◆ **Data extract**
+-------+

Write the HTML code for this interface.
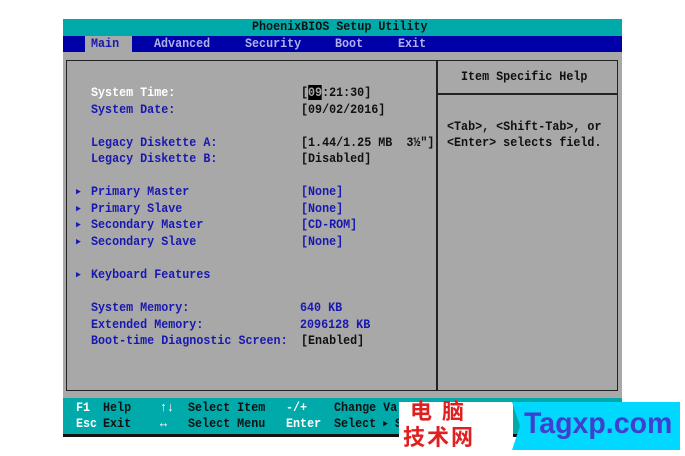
<!DOCTYPE html>
<html><head><meta charset="utf-8"><style>
body{margin:0;width:685px;height:456px;background:#fff;position:relative;overflow:hidden;font-family:"Liberation Mono",monospace;font-size:13px;font-weight:bold}
.a{position:absolute;white-space:pre;line-height:16px;transform:scaleX(0.9);transform-origin:0 50%}
.w{color:#fff}.b{color:#1818b0}.k{color:#101010}
.t{font-size:9px;vertical-align:1px}
</style></head><body>
<div style="position:absolute;left:63px;top:19px;width:559px;height:17px;background:#00aaaa"></div>
<div style="position:absolute;left:63px;top:36px;width:559px;height:16px;background:#0000a8"></div>
<div style="position:absolute;left:85px;top:36px;width:47px;height:16px;background:#a8a8a8"></div>
<div style="position:absolute;left:63px;top:52px;width:559px;height:346px;background:#a8a8a8"></div>
<div style="position:absolute;left:66px;top:60px;width:550px;height:329px;border:1.5px solid #222"></div>
<div style="position:absolute;left:436px;top:60px;width:1.5px;height:330px;background:#222"></div>
<div style="position:absolute;left:436px;top:93px;width:182px;height:1.5px;background:#222"></div>
<div style="position:absolute;left:63px;top:398px;width:559px;height:36px;background:#00aaaa"></div>
<div style="position:absolute;left:63px;top:434px;width:559px;height:3px;background:#111"></div>

<div class="a k" style="left:252px;top:19px">PhoenixBIOS Setup Utility</div>
<div class="a b" style="left:91px;top:36px">Main</div>
<div class="a" style="left:154px;top:36px;color:#b0b0f0">Advanced</div>
<div class="a" style="left:245px;top:36px;color:#b0b0f0">Security</div>
<div class="a" style="left:335px;top:36px;color:#b0b0f0">Boot</div>
<div class="a" style="left:398px;top:36px;color:#b0b0f0">Exit</div>

<div class="a w" style="left:91px;top:85px">System Time:</div>
<div class="a k" style="left:301px;top:85px">[<span style="background:#000;color:#a8a8a8">09</span>:21:30]</div>
<div class="a b" style="left:91px;top:102px">System Date:</div>
<div class="a k" style="left:301px;top:102px">[09/02/2016]</div>
<div class="a b" style="left:91px;top:135px">Legacy Diskette A:</div>
<div class="a k" style="left:301px;top:135px">[1.44/1.25 MB  3½"]</div>
<div class="a b" style="left:91px;top:151px">Legacy Diskette B:</div>
<div class="a k" style="left:301px;top:151px">[Disabled]</div>
<div class="a b" style="left:76px;top:184px"><span class="t">▶</span></div><div class="a b" style="left:91px;top:184px">Primary Master</div>
<div class="a b" style="left:301px;top:184px">[None]</div>
<div class="a b" style="left:76px;top:201px"><span class="t">▶</span></div><div class="a b" style="left:91px;top:201px">Primary Slave</div>
<div class="a b" style="left:301px;top:201px">[None]</div>
<div class="a b" style="left:76px;top:217px"><span class="t">▶</span></div><div class="a b" style="left:91px;top:217px">Secondary Master</div>
<div class="a b" style="left:301px;top:217px">[CD-ROM]</div>
<div class="a b" style="left:76px;top:234px"><span class="t">▶</span></div><div class="a b" style="left:91px;top:234px">Secondary Slave</div>
<div class="a b" style="left:301px;top:234px">[None]</div>
<div class="a b" style="left:76px;top:267px"><span class="t">▶</span></div><div class="a b" style="left:91px;top:267px">Keyboard Features</div>
<div class="a b" style="left:91px;top:300px">System Memory:</div>
<div class="a b" style="left:300px;top:300px">640 KB</div>
<div class="a b" style="left:91px;top:317px">Extended Memory:</div>
<div class="a b" style="left:300px;top:317px">2096128 KB</div>
<div class="a b" style="left:91px;top:333px">Boot-time Diagnostic Screen:</div>
<div class="a k" style="left:301px;top:333px">[Enabled]</div>

<div class="a k" style="left:461px;top:69px">Item Specific Help</div>
<div class="a k" style="left:447px;top:119px">&lt;Tab&gt;, &lt;Shift-Tab&gt;, or</div>
<div class="a k" style="left:447px;top:135px">&lt;Enter&gt; selects field.</div>

<div class="a w" style="left:76px;top:400px">F1</div><div class="a" style="left:103px;top:400px;color:#111">Help</div>
<div class="a w" style="left:160px;top:400px">↑↓</div><div class="a" style="left:188px;top:400px;color:#111">Select Item</div>
<div class="a w" style="left:286px;top:400px">-/+</div><div class="a" style="left:334px;top:400px;color:#111">Change Va</div>
<div class="a w" style="left:76px;top:416px">Esc</div><div class="a" style="left:103px;top:416px;color:#111">Exit</div>
<div class="a w" style="left:160px;top:416px">↔</div><div class="a" style="left:188px;top:416px;color:#111">Select Menu</div>
<div class="a w" style="left:286px;top:416px">Enter</div><div class="a" style="left:334px;top:416px;color:#111">Select <span class="t">▶</span> S</div>

<div style="position:absolute;left:399px;top:402px;width:114px;height:48px;background:#fff"></div>
<svg style="position:absolute;left:512px;top:402px" width="168" height="48"><polygon points="0,0 168,0 168,48 0,48 8,24" fill="#00d8ff"/></svg>
<div style="position:absolute;white-space:pre;left:410px;top:398px;font-family:'Noto Sans CJK SC',sans-serif;font-size:22px;line-height:24px;color:#e02020;letter-spacing:10px">电脑</div>
<div style="position:absolute;white-space:pre;left:403px;top:424px;font-family:'Noto Sans CJK SC',sans-serif;font-size:22px;line-height:24px;color:#e02020;letter-spacing:2px">技术网</div>
<div style="position:absolute;white-space:pre;left:524px;top:406px;font-family:'Liberation Sans',sans-serif;font-size:30px;line-height:36px;color:#4040d0;transform:scaleX(0.95);transform-origin:0 50%">Tagxp.com</div>
</body></html>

+-------+

◆ **Brief**
Repeat the material above verbatim. Leave the pictures behind.

◆ **Response to this exercise**
Write the HTML code for this interface.
<!DOCTYPE html>
<html><head><meta charset="utf-8"><style>
body{margin:0;width:685px;height:456px;background:#fff;position:relative;overflow:hidden;font-family:"Liberation Mono",monospace;font-size:13px;font-weight:bold}
.a{position:absolute;white-space:pre;line-height:16px;transform:scaleX(0.9);transform-origin:0 50%}
.w{color:#fff}.b{color:#1818b0}.k{color:#101010}
.t{font-size:9px;vertical-align:1px}
</style></head><body>
<div style="position:absolute;left:63px;top:19px;width:559px;height:17px;background:#00aaaa"></div>
<div style="position:absolute;left:63px;top:36px;width:559px;height:16px;background:#0000a8"></div>
<div style="position:absolute;left:85px;top:36px;width:47px;height:16px;background:#a8a8a8"></div>
<div style="position:absolute;left:63px;top:52px;width:559px;height:346px;background:#a8a8a8"></div>
<div style="position:absolute;left:66px;top:60px;width:550px;height:329px;border:1.5px solid #222"></div>
<div style="position:absolute;left:436px;top:60px;width:1.5px;height:330px;background:#222"></div>
<div style="position:absolute;left:436px;top:93px;width:182px;height:1.5px;background:#222"></div>
<div style="position:absolute;left:63px;top:398px;width:559px;height:36px;background:#00aaaa"></div>
<div style="position:absolute;left:63px;top:434px;width:559px;height:3px;background:#111"></div>

<div class="a k" style="left:252px;top:19px">PhoenixBIOS Setup Utility</div>
<div class="a b" style="left:91px;top:36px">Main</div>
<div class="a" style="left:154px;top:36px;color:#b0b0f0">Advanced</div>
<div class="a" style="left:245px;top:36px;color:#b0b0f0">Security</div>
<div class="a" style="left:335px;top:36px;color:#b0b0f0">Boot</div>
<div class="a" style="left:398px;top:36px;color:#b0b0f0">Exit</div>

<div class="a w" style="left:91px;top:85px">System Time:</div>
<div class="a k" style="left:301px;top:85px">[<span style="background:#000;color:#a8a8a8">09</span>:21:30]</div>
<div class="a b" style="left:91px;top:102px">System Date:</div>
<div class="a k" style="left:301px;top:102px">[09/02/2016]</div>
<div class="a b" style="left:91px;top:135px">Legacy Diskette A:</div>
<div class="a k" style="left:301px;top:135px">[1.44/1.25 MB  3½"]</div>
<div class="a b" style="left:91px;top:151px">Legacy Diskette B:</div>
<div class="a k" style="left:301px;top:151px">[Disabled]</div>
<div class="a b" style="left:76px;top:184px"><span class="t">▶</span></div><div class="a b" style="left:91px;top:184px">Primary Master</div>
<div class="a b" style="left:301px;top:184px">[None]</div>
<div class="a b" style="left:76px;top:201px"><span class="t">▶</span></div><div class="a b" style="left:91px;top:201px">Primary Slave</div>
<div class="a b" style="left:301px;top:201px">[None]</div>
<div class="a b" style="left:76px;top:217px"><span class="t">▶</span></div><div class="a b" style="left:91px;top:217px">Secondary Master</div>
<div class="a b" style="left:301px;top:217px">[CD-ROM]</div>
<div class="a b" style="left:76px;top:234px"><span class="t">▶</span></div><div class="a b" style="left:91px;top:234px">Secondary Slave</div>
<div class="a b" style="left:301px;top:234px">[None]</div>
<div class="a b" style="left:76px;top:267px"><span class="t">▶</span></div><div class="a b" style="left:91px;top:267px">Keyboard Features</div>
<div class="a b" style="left:91px;top:300px">System Memory:</div>
<div class="a b" style="left:300px;top:300px">640 KB</div>
<div class="a b" style="left:91px;top:317px">Extended Memory:</div>
<div class="a b" style="left:300px;top:317px">2096128 KB</div>
<div class="a b" style="left:91px;top:333px">Boot-time Diagnostic Screen:</div>
<div class="a k" style="left:301px;top:333px">[Enabled]</div>

<div class="a k" style="left:461px;top:69px">Item Specific Help</div>
<div class="a k" style="left:447px;top:119px">&lt;Tab&gt;, &lt;Shift-Tab&gt;, or</div>
<div class="a k" style="left:447px;top:135px">&lt;Enter&gt; selects field.</div>

<div class="a w" style="left:76px;top:400px">F1</div><div class="a" style="left:103px;top:400px;color:#111">Help</div>
<div class="a w" style="left:160px;top:400px">↑↓</div><div class="a" style="left:188px;top:400px;color:#111">Select Item</div>
<div class="a w" style="left:286px;top:400px">-/+</div><div class="a" style="left:334px;top:400px;color:#111">Change Va</div>
<div class="a w" style="left:76px;top:416px">Esc</div><div class="a" style="left:103px;top:416px;color:#111">Exit</div>
<div class="a w" style="left:160px;top:416px">↔</div><div class="a" style="left:188px;top:416px;color:#111">Select Menu</div>
<div class="a w" style="left:286px;top:416px">Enter</div><div class="a" style="left:334px;top:416px;color:#111">Select <span class="t">▶</span> S</div>

<div style="position:absolute;left:399px;top:402px;width:114px;height:48px;background:#fff"></div>
<svg style="position:absolute;left:512px;top:402px" width="168" height="48"><polygon points="0,0 168,0 168,48 0,48 8,24" fill="#00d8ff"/></svg>
<div style="position:absolute;white-space:pre;left:410px;top:398px;font-family:'Noto Sans CJK SC',sans-serif;font-size:22px;line-height:24px;color:#e02020;letter-spacing:10px">电脑</div>
<div style="position:absolute;white-space:pre;left:403px;top:424px;font-family:'Noto Sans CJK SC',sans-serif;font-size:22px;line-height:24px;color:#e02020;letter-spacing:2px">技术网</div>
<div style="position:absolute;white-space:pre;left:524px;top:406px;font-family:'Liberation Sans',sans-serif;font-size:30px;line-height:36px;color:#4040d0;transform:scaleX(0.95);transform-origin:0 50%">Tagxp.com</div>
</body></html>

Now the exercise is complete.